__JOB__
Reproduce the listing below in its entirety. Change nothing.

__MATERIAL PROVIDED__
** begin **

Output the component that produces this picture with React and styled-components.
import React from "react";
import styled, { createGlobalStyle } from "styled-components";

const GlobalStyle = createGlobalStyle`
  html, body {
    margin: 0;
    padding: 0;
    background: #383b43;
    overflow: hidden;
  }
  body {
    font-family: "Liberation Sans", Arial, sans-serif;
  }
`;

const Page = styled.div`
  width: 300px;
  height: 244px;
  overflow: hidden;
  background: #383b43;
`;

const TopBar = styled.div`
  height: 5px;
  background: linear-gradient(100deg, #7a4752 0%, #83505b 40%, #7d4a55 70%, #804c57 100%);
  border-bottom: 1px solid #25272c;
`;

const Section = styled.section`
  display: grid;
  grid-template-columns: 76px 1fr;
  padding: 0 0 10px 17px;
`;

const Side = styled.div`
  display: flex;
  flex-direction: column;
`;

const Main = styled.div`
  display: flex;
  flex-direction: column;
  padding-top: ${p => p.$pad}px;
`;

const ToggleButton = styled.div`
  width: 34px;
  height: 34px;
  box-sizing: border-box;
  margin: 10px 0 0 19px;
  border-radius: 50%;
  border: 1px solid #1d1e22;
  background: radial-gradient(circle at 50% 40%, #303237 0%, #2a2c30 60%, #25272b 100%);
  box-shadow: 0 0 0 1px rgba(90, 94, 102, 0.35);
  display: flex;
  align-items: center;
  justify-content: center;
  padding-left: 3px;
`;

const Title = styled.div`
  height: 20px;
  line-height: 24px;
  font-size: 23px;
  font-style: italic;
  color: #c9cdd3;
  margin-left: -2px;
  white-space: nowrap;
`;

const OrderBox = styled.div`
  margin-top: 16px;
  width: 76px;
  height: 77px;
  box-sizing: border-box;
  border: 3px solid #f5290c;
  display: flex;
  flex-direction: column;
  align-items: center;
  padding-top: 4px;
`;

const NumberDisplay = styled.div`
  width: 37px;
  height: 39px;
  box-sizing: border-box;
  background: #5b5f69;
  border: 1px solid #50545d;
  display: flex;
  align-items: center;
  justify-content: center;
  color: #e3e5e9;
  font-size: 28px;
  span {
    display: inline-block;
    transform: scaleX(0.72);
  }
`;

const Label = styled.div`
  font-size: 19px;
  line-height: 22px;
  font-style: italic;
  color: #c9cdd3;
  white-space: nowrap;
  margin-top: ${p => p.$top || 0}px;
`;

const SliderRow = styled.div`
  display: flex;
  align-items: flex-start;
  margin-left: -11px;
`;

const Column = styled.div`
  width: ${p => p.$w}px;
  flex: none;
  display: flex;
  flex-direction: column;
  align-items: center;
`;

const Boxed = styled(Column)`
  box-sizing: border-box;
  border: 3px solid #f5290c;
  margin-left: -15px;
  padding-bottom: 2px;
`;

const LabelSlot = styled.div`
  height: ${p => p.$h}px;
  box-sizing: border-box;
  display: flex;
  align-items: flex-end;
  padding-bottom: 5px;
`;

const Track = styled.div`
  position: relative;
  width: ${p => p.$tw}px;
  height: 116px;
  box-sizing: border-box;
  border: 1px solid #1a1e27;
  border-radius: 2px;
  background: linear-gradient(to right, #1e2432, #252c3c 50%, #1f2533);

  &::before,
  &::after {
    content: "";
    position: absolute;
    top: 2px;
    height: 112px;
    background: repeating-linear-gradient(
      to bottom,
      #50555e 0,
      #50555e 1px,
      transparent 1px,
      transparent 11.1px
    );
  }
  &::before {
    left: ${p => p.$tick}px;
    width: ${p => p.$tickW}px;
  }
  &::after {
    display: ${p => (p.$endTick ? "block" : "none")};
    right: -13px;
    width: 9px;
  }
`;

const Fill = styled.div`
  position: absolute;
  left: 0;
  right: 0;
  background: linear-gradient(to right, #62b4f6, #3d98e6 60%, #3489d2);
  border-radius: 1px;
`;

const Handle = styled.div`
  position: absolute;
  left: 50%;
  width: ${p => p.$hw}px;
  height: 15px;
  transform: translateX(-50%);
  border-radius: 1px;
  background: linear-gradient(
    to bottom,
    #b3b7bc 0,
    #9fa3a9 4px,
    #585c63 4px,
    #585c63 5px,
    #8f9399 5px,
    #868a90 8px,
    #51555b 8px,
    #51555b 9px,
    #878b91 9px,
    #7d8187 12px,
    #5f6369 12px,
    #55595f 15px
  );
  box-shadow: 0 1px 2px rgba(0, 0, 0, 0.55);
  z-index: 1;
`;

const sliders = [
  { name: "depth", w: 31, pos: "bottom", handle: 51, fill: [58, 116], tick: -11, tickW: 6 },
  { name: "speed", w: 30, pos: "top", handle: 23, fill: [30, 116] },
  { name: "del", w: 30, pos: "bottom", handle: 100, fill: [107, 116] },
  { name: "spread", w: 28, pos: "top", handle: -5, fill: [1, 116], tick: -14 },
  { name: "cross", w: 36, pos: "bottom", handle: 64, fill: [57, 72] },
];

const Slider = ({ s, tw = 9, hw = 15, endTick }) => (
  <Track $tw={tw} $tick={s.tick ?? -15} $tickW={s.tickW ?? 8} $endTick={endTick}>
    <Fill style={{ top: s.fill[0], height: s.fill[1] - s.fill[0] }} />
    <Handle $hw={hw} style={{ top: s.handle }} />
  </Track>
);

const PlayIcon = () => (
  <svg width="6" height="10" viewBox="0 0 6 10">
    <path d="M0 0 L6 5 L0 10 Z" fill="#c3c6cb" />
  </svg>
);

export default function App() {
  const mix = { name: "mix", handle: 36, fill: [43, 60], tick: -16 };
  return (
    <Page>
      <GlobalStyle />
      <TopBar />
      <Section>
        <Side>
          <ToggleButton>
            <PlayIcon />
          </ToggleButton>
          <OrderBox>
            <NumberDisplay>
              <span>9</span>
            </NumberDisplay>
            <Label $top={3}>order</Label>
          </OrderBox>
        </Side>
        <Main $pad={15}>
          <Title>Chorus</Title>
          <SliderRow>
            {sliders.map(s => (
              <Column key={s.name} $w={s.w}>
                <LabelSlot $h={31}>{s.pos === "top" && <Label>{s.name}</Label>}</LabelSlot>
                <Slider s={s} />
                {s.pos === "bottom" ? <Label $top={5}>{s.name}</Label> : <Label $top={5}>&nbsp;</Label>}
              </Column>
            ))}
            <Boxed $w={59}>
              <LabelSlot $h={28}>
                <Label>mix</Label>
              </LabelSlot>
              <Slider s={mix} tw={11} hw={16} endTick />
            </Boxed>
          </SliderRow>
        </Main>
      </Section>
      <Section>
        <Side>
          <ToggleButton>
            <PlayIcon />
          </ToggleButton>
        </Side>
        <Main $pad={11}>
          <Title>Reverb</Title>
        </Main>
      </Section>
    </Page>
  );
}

** end **

__THE REPLY__
Output the component that produces this picture with React and styled-components.
import React from "react";
import styled, { createGlobalStyle } from "styled-components";

const GlobalStyle = createGlobalStyle`
  html, body {
    margin: 0;
    padding: 0;
    background: #383b43;
    overflow: hidden;
  }
  body {
    font-family: "Liberation Sans", Arial, sans-serif;
  }
`;

const Page = styled.div`
  width: 300px;
  height: 244px;
  overflow: hidden;
  background: #383b43;
`;

const TopBar = styled.div`
  height: 5px;
  background: linear-gradient(100deg, #7a4752 0%, #83505b 40%, #7d4a55 70%, #804c57 100%);
  border-bottom: 1px solid #25272c;
`;

const Section = styled.section`
  display: grid;
  grid-template-columns: 76px 1fr;
  padding: 0 0 10px 17px;
`;

const Side = styled.div`
  display: flex;
  flex-direction: column;
`;

const Main = styled.div`
  display: flex;
  flex-direction: column;
  padding-top: ${p => p.$pad}px;
`;

const ToggleButton = styled.div`
  width: 34px;
  height: 34px;
  box-sizing: border-box;
  margin: 10px 0 0 19px;
  border-radius: 50%;
  border: 1px solid #1d1e22;
  background: radial-gradient(circle at 50% 40%, #303237 0%, #2a2c30 60%, #25272b 100%);
  box-shadow: 0 0 0 1px rgba(90, 94, 102, 0.35);
  display: flex;
  align-items: center;
  justify-content: center;
  padding-left: 3px;
`;

const Title = styled.div`
  height: 20px;
  line-height: 24px;
  font-size: 23px;
  font-style: italic;
  color: #c9cdd3;
  margin-left: -2px;
  white-space: nowrap;
`;

const OrderBox = styled.div`
  margin-top: 16px;
  width: 76px;
  height: 77px;
  box-sizing: border-box;
  border: 3px solid #f5290c;
  display: flex;
  flex-direction: column;
  align-items: center;
  padding-top: 4px;
`;

const NumberDisplay = styled.div`
  width: 37px;
  height: 39px;
  box-sizing: border-box;
  background: #5b5f69;
  border: 1px solid #50545d;
  display: flex;
  align-items: center;
  justify-content: center;
  color: #e3e5e9;
  font-size: 28px;
  span {
    display: inline-block;
    transform: scaleX(0.72);
  }
`;

const Label = styled.div`
  font-size: 19px;
  line-height: 22px;
  font-style: italic;
  color: #c9cdd3;
  white-space: nowrap;
  margin-top: ${p => p.$top || 0}px;
`;

const SliderRow = styled.div`
  display: flex;
  align-items: flex-start;
  margin-left: -11px;
`;

const Column = styled.div`
  width: ${p => p.$w}px;
  flex: none;
  display: flex;
  flex-direction: column;
  align-items: center;
`;

const Boxed = styled(Column)`
  box-sizing: border-box;
  border: 3px solid #f5290c;
  margin-left: -15px;
  padding-bottom: 2px;
`;

const LabelSlot = styled.div`
  height: ${p => p.$h}px;
  box-sizing: border-box;
  display: flex;
  align-items: flex-end;
  padding-bottom: 5px;
`;

const Track = styled.div`
  position: relative;
  width: ${p => p.$tw}px;
  height: 116px;
  box-sizing: border-box;
  border: 1px solid #1a1e27;
  border-radius: 2px;
  background: linear-gradient(to right, #1e2432, #252c3c 50%, #1f2533);

  &::before,
  &::after {
    content: "";
    position: absolute;
    top: 2px;
    height: 112px;
    background: repeating-linear-gradient(
      to bottom,
      #50555e 0,
      #50555e 1px,
      transparent 1px,
      transparent 11.1px
    );
  }
  &::before {
    left: ${p => p.$tick}px;
    width: ${p => p.$tickW}px;
  }
  &::after {
    display: ${p => (p.$endTick ? "block" : "none")};
    right: -13px;
    width: 9px;
  }
`;

const Fill = styled.div`
  position: absolute;
  left: 0;
  right: 0;
  background: linear-gradient(to right, #62b4f6, #3d98e6 60%, #3489d2);
  border-radius: 1px;
`;

const Handle = styled.div`
  position: absolute;
  left: 50%;
  width: ${p => p.$hw}px;
  height: 15px;
  transform: translateX(-50%);
  border-radius: 1px;
  background: linear-gradient(
    to bottom,
    #b3b7bc 0,
    #9fa3a9 4px,
    #585c63 4px,
    #585c63 5px,
    #8f9399 5px,
    #868a90 8px,
    #51555b 8px,
    #51555b 9px,
    #878b91 9px,
    #7d8187 12px,
    #5f6369 12px,
    #55595f 15px
  );
  box-shadow: 0 1px 2px rgba(0, 0, 0, 0.55);
  z-index: 1;
`;

const sliders = [
  { name: "depth", w: 31, pos: "bottom", handle: 51, fill: [58, 116], tick: -11, tickW: 6 },
  { name: "speed", w: 30, pos: "top", handle: 23, fill: [30, 116] },
  { name: "del", w: 30, pos: "bottom", handle: 100, fill: [107, 116] },
  { name: "spread", w: 28, pos: "top", handle: -5, fill: [1, 116], tick: -14 },
  { name: "cross", w: 36, pos: "bottom", handle: 64, fill: [57, 72] },
];

const Slider = ({ s, tw = 9, hw = 15, endTick }) => (
  <Track $tw={tw} $tick={s.tick ?? -15} $tickW={s.tickW ?? 8} $endTick={endTick}>
    <Fill style={{ top: s.fill[0], height: s.fill[1] - s.fill[0] }} />
    <Handle $hw={hw} style={{ top: s.handle }} />
  </Track>
);

const PlayIcon = () => (
  <svg width="6" height="10" viewBox="0 0 6 10">
    <path d="M0 0 L6 5 L0 10 Z" fill="#c3c6cb" />
  </svg>
);

export default function App() {
  const mix = { name: "mix", handle: 36, fill: [43, 60], tick: -16 };
  return (
    <Page>
      <GlobalStyle />
      <TopBar />
      <Section>
        <Side>
          <ToggleButton>
            <PlayIcon />
          </ToggleButton>
          <OrderBox>
            <NumberDisplay>
              <span>9</span>
            </NumberDisplay>
            <Label $top={3}>order</Label>
          </OrderBox>
        </Side>
        <Main $pad={15}>
          <Title>Chorus</Title>
          <SliderRow>
            {sliders.map(s => (
              <Column key={s.name} $w={s.w}>
                <LabelSlot $h={31}>{s.pos === "top" && <Label>{s.name}</Label>}</LabelSlot>
                <Slider s={s} />
                {s.pos === "bottom" ? <Label $top={5}>{s.name}</Label> : <Label $top={5}>&nbsp;</Label>}
              </Column>
            ))}
            <Boxed $w={59}>
              <LabelSlot $h={28}>
                <Label>mix</Label>
              </LabelSlot>
              <Slider s={mix} tw={11} hw={16} endTick />
            </Boxed>
          </SliderRow>
        </Main>
      </Section>
      <Section>
        <Side>
          <ToggleButton>
            <PlayIcon />
          </ToggleButton>
        </Side>
        <Main $pad={11}>
          <Title>Reverb</Title>
        </Main>
      </Section>
    </Page>
  );
}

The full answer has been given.